There is much nuance to the English language, and recently in my reading, I’ve been paying a good deal of attention to the articles that accompany subjects and objects. In a particular way, my interest is in how the meaning of a phrase changes depending on the use of the article “a” versus “the.” One such example recently occurred while in Mass.

Advent is a season of preparation and, thus, the scripture passage, “prepare the way for the Lord” often takes center stage. However, while singing Michael Joncas’ A Voice Cries Out this past Sunday, I noticed that the refrain includes, “prepare a way for the Lord.” I hadn’t previously given that much thought, but this time, it stuck like an earworm; I must say, I think I rather prefer it.

In my last CrossCurrents post about pride and humility, I suggested that one of the most difficult aspects of parenting, teaching, and coaching is knowing when and how to push. In response, I received a very nice reflection from a friend who noted that it is equally difficult to know what struggles our students and colleagues are facing that might hinder their pride and humility. I thought of her words as I read Fr. Jim McDermott’s recent America Media contribution Why Does God Hate Me?. The article is an open letter to those whose life struggles seem so persistent and insurmountable that they feel as though not only is God’s love not attainable, God is actively working against them. Wow. Thankfully, this is a place I have never been. Still, there have been many times throughout my life where God’s love hasn’t been terribly apparent. “Distant” is probably the best way to describe it - as if God just isn’t paying attention. This is the internal lens through which last Sunday I received and reflected on the phrase “prepare a way for the Lord.”

In reflecting on the nature of my own writing over the years, I trend toward the themes of perseverance and hope rooted in a Divine Master. This has not been intentional, but these are the two things that, from a metacognitive perspective, I find myself consciously attempting to activate in response to my own life challenges, meager as they are in relation to what many others are facing. And, in short, perseverance and hope consistently get me a pretty long way. What happens, though, when they are not enough?

We all experience times of loss, abandonment, or, perhaps, injustice that leave us feeling alone and powerless. Occasionally, these experiences are pivotal moments that could alter life’s trajectory, or spiral into a debilitating emotional state. Why would God allow this to happen? Why did God abandon me in my moment of crisis? God really doesn’t care about me as an individual.

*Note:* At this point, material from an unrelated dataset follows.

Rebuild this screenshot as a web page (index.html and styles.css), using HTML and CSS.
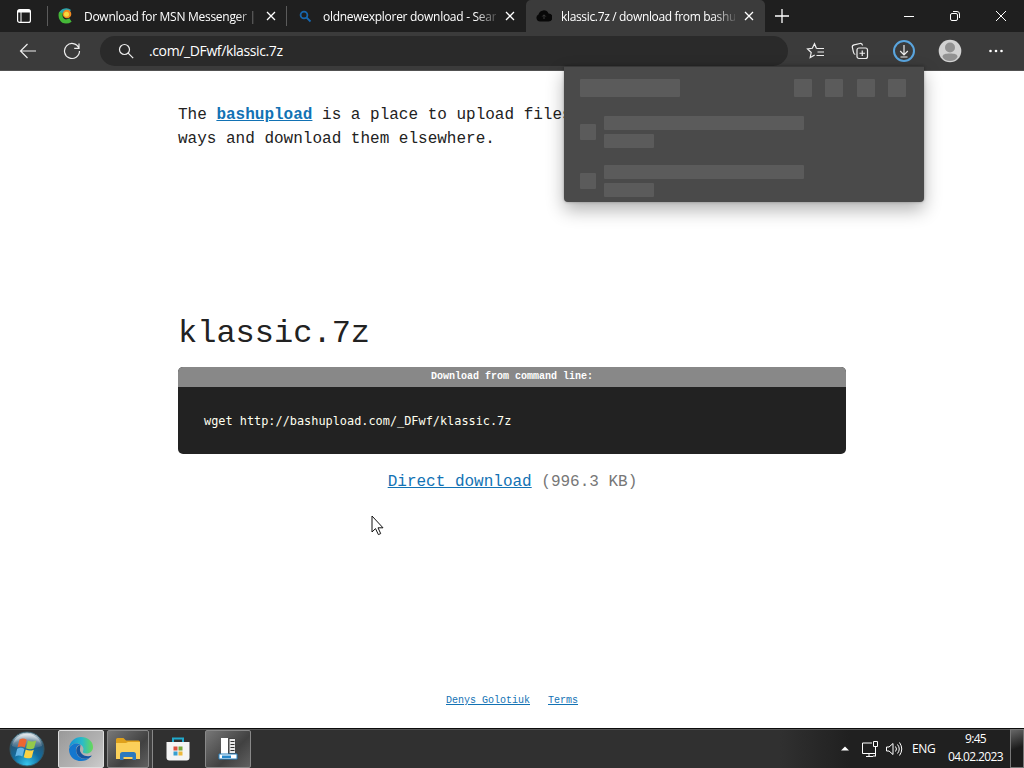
FILE: index.html
```html
<!DOCTYPE html>
<html lang="en">
<head>
  <meta charset="UTF-8">
  <title>klassic.7z / download from bashupload</title>
  <link rel="stylesheet" href="styles.css">
</head>
<body>
  <div class="tabs">
    <div class="tab-actions">
      <svg width="16" height="16" viewBox="0 0 16 16" fill="none" stroke="#fff" stroke-width="1.2"><rect x="1.600" y="1.600" width="12.800" height="12.800" rx="2"/><path d="M2 3.200h12" stroke-width="2.600"/><path d="M5 4v10" stroke-width="1"/></svg>
    </div>
    <div class="tab tab-first">
      <svg class="favicon" width="16" height="16" viewBox="0 0 16 16"><path d="M12 3.200C9.500 .8 4 1.500 2.500 5.500" fill="none" stroke="#2ba6b0" stroke-width="3"/><path d="M3 4.500C1.500 9 4 13.500 8 13.500c2 0 3.500-.8 4.500-1.500" fill="none" stroke="#45b838" stroke-width="4"/><circle cx="9" cy="6" r="4.300" fill="#f28a22"/><circle cx="8.500" cy="6.300" r="2.500" fill="#f8dc3d"/></svg>
      <span class="tab-title">Download for MSN Messenger |</span>
      <svg class="close" width="10" height="10" viewBox="0 0 10 10"><path d="M1 1l8 8M9 1L1 9"/></svg>
    </div>
    <div class="tab tab-second">
      <svg class="favicon" width="16" height="16" viewBox="0 0 16 16" fill="none" stroke="#1767ae" stroke-width="1.800"><circle cx="7" cy="7" r="3.400"/><path d="M9.500 9.500l4 4"/></svg>
      <span class="tab-title">oldnewexplorer download - Sear</span>
      <svg class="close" width="10" height="10" viewBox="0 0 10 10"><path d="M1 1l8 8M9 1L1 9"/></svg>
    </div>
    <div class="tab tab-active">
      <svg class="favicon" width="16" height="16" viewBox="0 0 16 16"><path d="M4 13.500a3.700 3.700 0 0 1-1.500-7A5.300 5.300 0 0 1 12.500 5.500 4 4 0 0 1 12.300 13.500z" fill="#080808"/><path d="M8 11V7M6.300 8.500L8 6.800l1.700 1.700" fill="none" stroke="#3b3b3b"/></svg>
      <span class="tab-title">klassic.7z / download from bashu</span>
      <svg class="close" width="10" height="10" viewBox="0 0 10 10"><path d="M1 1l8 8M9 1L1 9"/></svg>
    </div>
    <svg class="new-tab" width="14" height="14" viewBox="0 0 14 14"><path d="M7 0v14M0 7h14"/></svg>
    <div class="window-buttons">
      <svg width="12" height="12" viewBox="0 0 12 12"><path d="M1 6.500h10"/></svg>
      <svg width="12" height="12" viewBox="0 0 12 12"><rect x="1.500" y="3.500" width="7" height="7" rx="1.500"/><path d="M4 1.500h4a2.500 2.500 0 0 1 2.500 2.500v4"/></svg>
      <svg width="12" height="12" viewBox="0 0 12 12"><path d="M1 1l10 10M11 1L1 11"/></svg>
    </div>
  </div>

  <div class="toolbar">
    <svg class="back" width="18" height="18" viewBox="0 0 18 18"><path d="M17 9H1.500M8.500 2l-7 7 7 7"/></svg>
    <svg class="reload" width="18" height="18" viewBox="0 0 18 18"><path d="M15.800 5.800A7.500 7.500 0 1 0 16.500 9M16 1.500v4.800h-4.800"/></svg>
    <div class="address">
      <svg width="16" height="16" viewBox="0 0 16 16"><circle cx="6.500" cy="6.500" r="5"/><path d="M10.200 10.200l5 5"/></svg>
      <span>.com/_DFwf/klassic.7z</span>
    </div>
    <div class="tools">
      <svg width="20" height="18" viewBox="0 0 20 18"><path d="M10.500 6.500L8.500 1.800 6.300 6.300 1.500 7l3.700 3.500-1 5 4.500-2.500M10.500 6.500h7.500M11.500 10h6.500M10.500 13.500h7.500"/></svg>
      <svg width="20" height="18" viewBox="0 0 20 18"><rect x="7" y="6" width="10.500" height="10.500" rx="2"/><path d="M12.250 8.500v5.500M9.500 11.250h5.500M5.300 12.500C4 12.300 3.700 11.500 3.400 10L2.400 5.500C2 4 2.500 3.200 4 2.800l6-1.300c1.500-.3 2.300.5 2.600 2"/></svg>
      <svg width="24" height="24" viewBox="0 0 24 24"><circle cx="12" cy="12" r="10" stroke="#5aa5de" stroke-width="2"/><path d="M12 6v9.500M8.200 12l3.800 3.800 3.800-3.800M8.500 18h7"/></svg>
      <svg width="24" height="24" viewBox="0 0 24 24" stroke="none"><circle cx="12" cy="12" r="11.300" fill="#d2d2d2"/><circle cx="12" cy="8.500" r="5" fill="#929292"/><path d="M4.500 18c0-3 3-3.500 7.500-3.500s7.500.5 7.500 3.500c-1.500 2.500-4 4-7.500 4s-6-1.500-7.500-4z" fill="#929292"/></svg>
      <svg width="18" height="18" viewBox="0 0 18 18" stroke="none" fill="#fff"><circle cx="3.500" cy="9" r="1.300"/><circle cx="9" cy="9" r="1.300"/><circle cx="14.500" cy="9" r="1.300"/></svg>
    </div>
  </div>

  <div class="page">
    <p class="intro">The <a href="#"><b>bashupload</b></a> is a place to upload files in simple<br>ways and download them elsewhere.</p>
    <h1>klassic.7z</h1>
    <div class="command">
      <div class="command-title">Download from command line:</div>
      <code>wget http://bashupload.com/_DFwf/klassic.7z</code>
    </div>
    <p class="direct"><a href="#">Direct download</a> (996.3 KB)</p>
    <div class="footer"><a href="#">Denys Golotiuk</a><a href="#">Terms</a></div>
  </div>

  <div class="downloads">
    <div class="downloads-head">
      <i class="bone title"></i><i class="bone button"></i><i class="bone button"></i><i class="bone button"></i><i class="bone button"></i>
    </div>
    <div class="item"><i class="bone icon"></i><div><i class="bone name"></i><i class="bone status"></i></div></div>
    <div class="item"><i class="bone icon"></i><div><i class="bone name"></i><i class="bone status"></i></div></div>
  </div>

  <svg class="cursor" width="14" height="22" viewBox="0 0 14 22"><path d="M1 1v16l3.500-3.400 2.900 6 2.300-1-2.700-5.800h5z" fill="#fff" stroke="#111"/></svg>

  <div class="taskbar">
    <svg class="start" width="36" height="36" viewBox="0 0 36 36">
      <defs>
        <radialGradient id="orb" cx=".5" cy=".95" r=".9"><stop offset="0" stop-color="#35c6ed"/><stop offset=".45" stop-color="#126da0"/><stop offset=".8" stop-color="#295573"/><stop offset="1" stop-color="#b5c7d1"/></radialGradient>
        <linearGradient id="shine" x2="0" y2="1"><stop offset="0" stop-color="#fff" stop-opacity=".7"/><stop offset="1" stop-color="#fff" stop-opacity=".05"/></linearGradient>
      </defs>
      <circle cx="18" cy="18" r="17" fill="url(#orb)" stroke="#315969"/>
      <path d="M3 15a15.300 15.300 0 0 1 30 0c-7 3-22 4-30 0z" fill="url(#shine)"/>
      <path d="M10.500 8.500c2.800-1.500 5-1 7.200.3l-2 7.800c-2.200-1.300-4.500-1.600-7.200-.3z" fill="#ed6632"/>
      <path d="M19 9.500c2.700 1.400 5.400 1.300 8.200 0l-2.100 7.800c-2.700 1.300-5.400 1.300-8.100-.1z" fill="#94c94b"/>
      <path d="M8.200 17.700c2.700-1.400 5-1.100 7.200.2l-2 7.700c-2.300-1.300-4.500-1.500-7.200-.2z" fill="#65b5e6"/>
      <path d="M16.700 18.500c2.700 1.500 5.400 1.400 8.100.2l-2.100 7.700c-2.600 1.200-5.400 1.300-8-.2z" fill="#fbd244"/>
    </svg>
    <div class="task task-current">
      <svg width="26" height="26" viewBox="0 0 26 26">
        <defs><linearGradient id="edge" x1="0" x2="1"><stop offset="0" stop-color="#1690d7"/><stop offset=".55" stop-color="#2abbc9"/><stop offset="1" stop-color="#68d955"/></linearGradient></defs>
        <path d="M1 12C2 5 7 1 13 1c7 0 12 4.500 12 10 0 4-3 6.500-6.500 6.500-2.500 0-4-1-3.500-2.300.8-1.500.7-4.400-1.500-6C10 6.500 4 7 1 12z" fill="url(#edge)"/>
        <path d="M1 13C3 7.500 9 6 12.500 9 8.500 9 7 13 8.500 17c1.800 5 7.500 7.500 13.500 4.500C16 28 1 26 1 13z" fill="#1477ce"/>
        <path d="M12.500 9C8.500 10 7.300 14 9 17.800c2 4.500 8 6.500 13 3.700.8-.5 1.300-1 1.700-2C18 22 11 18 12 12.500z" fill="#15559f"/>
      </svg>
    </div>
    <div class="task task-folder">
      <svg width="26" height="24" viewBox="0 0 26 24"><path d="M1 2.500Q1 1 2.500 1h6L11 3.500h12.500Q25 3.500 25 5v6H1z" fill="#dfa11c"/><path d="M1 6h10l2-1h12v17H1z" fill="#fbd05a"/><path d="M5 23v-5.500q0-2.500 2.500-2.500h11q2.500 0 2.500 2.500V23h-3.500v-3h-9v3z" fill="#2b79bd"/></svg>
    </div>
    <div class="stack"></div>
    <div class="pinned">
      <svg width="26" height="26" viewBox="0 0 26 26"><path d="M8 7V2.500h10V7" fill="none" stroke="#20a9cc" stroke-width="2"/><path d="M1.500 6h23v15.500q0 3-3 3h-17q-3 0-3-3z" fill="#f4f4f4"/><path d="M8.500 10.500h4v4h-4z" fill="#dc503e"/><path d="M13.500 10.500h4v4h-4z" fill="#78a93b"/><path d="M8.500 15.500h4v4h-4z" fill="#379fd0"/><path d="M13.500 15.500h4v4h-4z" fill="#edb83a"/></svg>
    </div>
    <div class="task task-app">
      <svg width="22" height="24" viewBox="0 0 22 24"><path d="M4 1h7v18H4z" fill="#fff"/><path d="M12 1.500h6.500v15H12z" fill="#e9e9e9" stroke="#444"/><path d="M13.500 4.500h4M13.500 7.500h4M13.500 10.500h4M13.500 13.500h4" stroke="#333"/><path d="M2 17h18v5H2z" fill="#fff" stroke="#2680be"/><path d="M5 18.500h9V21H5z" fill="#2789cc"/></svg>
    </div>
    <div class="tray">
      <svg width="8" height="5" viewBox="0 0 8 5"><path d="M0 4.500L4 .5l4 4z" fill="#fff"/></svg>
      <svg class="network" width="18" height="18" viewBox="0 0 18 18"><path d="M11 3H1.500v10.500H14M5 16.500h7M8 13.500v3M14.500 6.500v9.500M12.500 1.500h4v5h-4zM12 16h3"/></svg>
      <svg class="volume" width="18" height="16" viewBox="0 0 18 16"><path d="M1.500 6h2.500l4-3.500v11L4 10H1.500zM10.500 5.500q2 2.500 0 5M12.500 3.500q3.500 4.500 0 9M14.500 1.500q4.500 6.500 0 13"/></svg>
      <span class="lang">ENG</span>
      <div class="clock">9:45<br>04.02.2023</div>
    </div>
    <div class="show-desktop"></div>
  </div>
</body>
</html>
```
FILE: styles.css
```css
* {
  box-sizing: border-box;
}
body {
  margin: 0;
  width: 1024px;
  height: 768px;
  overflow: hidden;
  position: relative;
  background: #fff;
  color: #222;
  font-family: "Liberation Mono", monospace;
}
svg {
  display: block;
  flex: none;
}
a {
  color: #1272b4;
}

/* tab strip */
.tabs {
  display: flex;
  align-items: center;
  height: 32px;
  background: #1f1f1f;
  color: #fff;
  font: 12px "Open Sans", sans-serif;
}
.tab-actions {
  width: 47px;
  padding-left: 16px;
}
.tab {
  display: flex;
  align-items: center;
  height: 32px;
}
.tab-first::before,
.tab-second::before {
  content: "";
  width: 1px;
  height: 20px;
  background: #5b5b5b;
}
.tab-first {
  width: 239px;
}
.tab-second {
  width: 240px;
}
.tab-active {
  width: 239px;
  background: #3b3b3b;
  border-radius: 5px 5px 0 0;
}
.favicon {
  margin-left: 10px;
}
.tab-title {
  margin-left: 10px;
  width: 173px;
  overflow: hidden;
  white-space: nowrap;
  letter-spacing: -0.28px;
  -webkit-mask-image: linear-gradient(90deg, #000 152px, transparent 178px);
  mask-image: linear-gradient(90deg, #000 152px, transparent 178px);
}
.tab-second .tab-title {
  letter-spacing: -0.28px;
}
.tab-active .tab-title {
  margin-left: 9px;
  width: 174px;
  letter-spacing: -0.34px;
}
.close {
  margin-left: 9px;
  fill: none;
  stroke: #fff;
  stroke-width: 1.3;
}
.new-tab {
  margin-left: 10px;
  fill: none;
  stroke: #fff;
  stroke-width: 1.3;
}
.window-buttons {
  display: flex;
  gap: 34px;
  margin-left: auto;
  padding-right: 17px;
  fill: none;
  stroke: #fff;
}

/* toolbar */
.toolbar {
  display: flex;
  align-items: center;
  height: 39px;
  background: #3b3b3b;
  border-bottom: 1px solid #515151;
  fill: none;
  stroke: #eee;
  stroke-width: 1.2;
}
.back {
  margin-left: 19px;
}
.reload {
  margin-left: 26px;
}
.address {
  display: flex;
  align-items: center;
  width: 688px;
  height: 30px;
  margin-left: 19px;
  padding-left: 18px;
  border-radius: 15px;
  background: #2a2a2a;
  color: #fff;
  font: 14px "Open Sans", sans-serif;
  letter-spacing: -0.38px;
}
.address span {
  margin-left: 15px;
  margin-top: -1px;
}
.tools {
  display: flex;
  align-items: center;
  margin-left: 18px;
}
.tools svg:nth-child(2) {
  margin-left: 24px;
}
.tools svg:nth-child(3) {
  margin-left: 22px;
}
.tools svg:nth-child(4) {
  margin-left: 22px;
}
.tools svg:nth-child(5) {
  margin-left: 25px;
}

/* page */
.page {
  height: 657px;
  padding: 32px 178px 0;
}
.intro {
  margin: 0;
  font-size: 16px;
  line-height: 24px;
  white-space: nowrap;
}
h1 {
  margin: 165px 0 0;
  font-size: 32px;
  font-weight: normal;
  line-height: 36px;
}
.command {
  height: 87px;
  margin-top: 15px;
  border-radius: 5px;
  overflow: hidden;
  background: #222;
  color: #fffff0;
}
.command-title {
  height: 20px;
  background: #888;
  color: #fff;
  font-size: 10px;
  font-weight: bold;
  line-height: 19px;
  text-align: center;
}
code {
  display: block;
  padding: 25px 26px;
  font: 11.88px/18px "DejaVu Sans Mono", monospace;
}
.direct {
  margin: 16px 0 0;
  padding-left: 1px;
  color: #777;
  font-size: 16px;
  line-height: 24px;
  text-align: center;
}
.footer {
  display: flex;
  justify-content: center;
  gap: 18px;
  margin-top: 199px;
  font-size: 10px;
  line-height: 16px;
}

/* downloads flyout */
.downloads {
  position: absolute;
  left: 564px;
  top: 66px;
  width: 360px;
  height: 136px;
  padding: 12px 18px 0 16px;
  border-radius: 0 0 4px 4px;
  background: #4a4a4a;
  border-top: 1px solid #383838;
  box-shadow: 0 8px 18px rgba(0, 0, 0, 0.3), 0 0 3px rgba(0, 0, 0, 0.3);
}
.downloads-head {
  display: flex;
  gap: 13.3px;
}
.bone {
  display: block;
  background: #5b5b5b;
  border-radius: 1px;
}
.title {
  width: 100px;
  height: 18px;
  margin-right: auto;
}
.button {
  width: 18px;
  height: 18px;
}
.item {
  display: flex;
  align-items: center;
  gap: 8px;
  height: 31px;
  margin-top: 18px;
}
.downloads-head + .item {
  margin-top: 19px;
}
.icon {
  width: 16px;
  height: 16px;
}
.name {
  width: 200px;
  height: 14px;
}
.status {
  width: 50px;
  height: 14px;
  margin-top: 4px;
}

.cursor {
  position: absolute;
  left: 371px;
  top: 515px;
}

/* taskbar */
.taskbar {
  display: flex;
  align-items: center;
  height: 40px;
  background: linear-gradient(90deg, #303030 0, #303030 780px, #202020 850px);
  border-top: 1px solid #0c0c0c;
  box-shadow: inset 0 1px #555;
}
.start {
  margin-left: 9px;
}
.task {
  display: flex;
  align-items: center;
  justify-content: center;
  width: 46px;
  height: 38px;
  border: 1px solid #888;
  border-radius: 2px;
  background: linear-gradient(135deg, #777, #414141 60%, #606060);
}
.task-current {
  margin-left: 13px;
  border-color: #ddd;
  background: linear-gradient(135deg, #999, #b2b2b2 60%, #ccc);
}
.task-folder {
  width: 42px;
  margin-left: 3px;
}
.stack {
  width: 4px;
  height: 38px;
  border-right: 1px solid #888;
  background: #404040;
}
.pinned {
  margin-left: 12px;
}
.task-app {
  margin-left: 14px;
}
.tray {
  display: flex;
  align-items: center;
  margin-left: auto;
  color: #fff;
  font: 12px/18px "Open Sans", sans-serif;
  fill: none;
  stroke: #fff;
}
.tray svg:first-child {
  stroke: none;
}
.network {
  margin-left: 12px;
}
.volume {
  margin-left: 6px;
}
.lang {
  width: 25px;
  margin-left: 9px;
  letter-spacing: -0.3px;
}
.clock {
  width: 57px;
  margin-left: 10px;
  margin-top: -2px;
  letter-spacing: -0.64px;
  text-align: center;
  white-space: nowrap;
}
.show-desktop {
  width: 14px;
  height: 39px;
  margin-left: 6px;
  border: 1px solid #777;
  background: linear-gradient(160deg, #666, #1c1c1c 50%);
}
```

It’s in these times when it is most important that we “prepare a way for the Lord.” What I mean by that is to intentionally keep the door open for grace to enter. Prepare a way by which God can find you and you can find God - eventually. The bigger the space you prepare the better, but if all you have available is a small spot in the corner of your heart, so be it. Perhaps your “preparation” is choosing not to toss out the prayer card in your wallet, keeping the crucifix that’s hanging on your wall, or taking a few seconds out of your day to tell God that you are still mad or hurt. All of these might seem insignificant, but in doing them you are acknowledging your faith in God’s existence. This is the necessary kernel. From here, anything is possible regarding the relationship you ultimately foster.

Though much of this post has focused on those among us who may have good reason to question God’s goodness, “preparing a way for the Lord” is equally important for those of us suffering from a more prevalent condition - indifference: when we look at our lives and determine that our belief or unbelief doesn’t really matter. This tends to be where a lot of young people find themselves - and I’m not just talking about today’s youth. MANY of us went through a similar stage as young adults, and continue to experience periods of indifference throughout our lives.

Thus, while “preparing the way for the Lord” has a seasonal aspect to it, “preparing a way for the Lord” is a constant - sort of like a pilot light. So as we approach Christmas and the resolutions that accompany the start of a new year, I invite you to consider what it is that you might do to keep your light lit.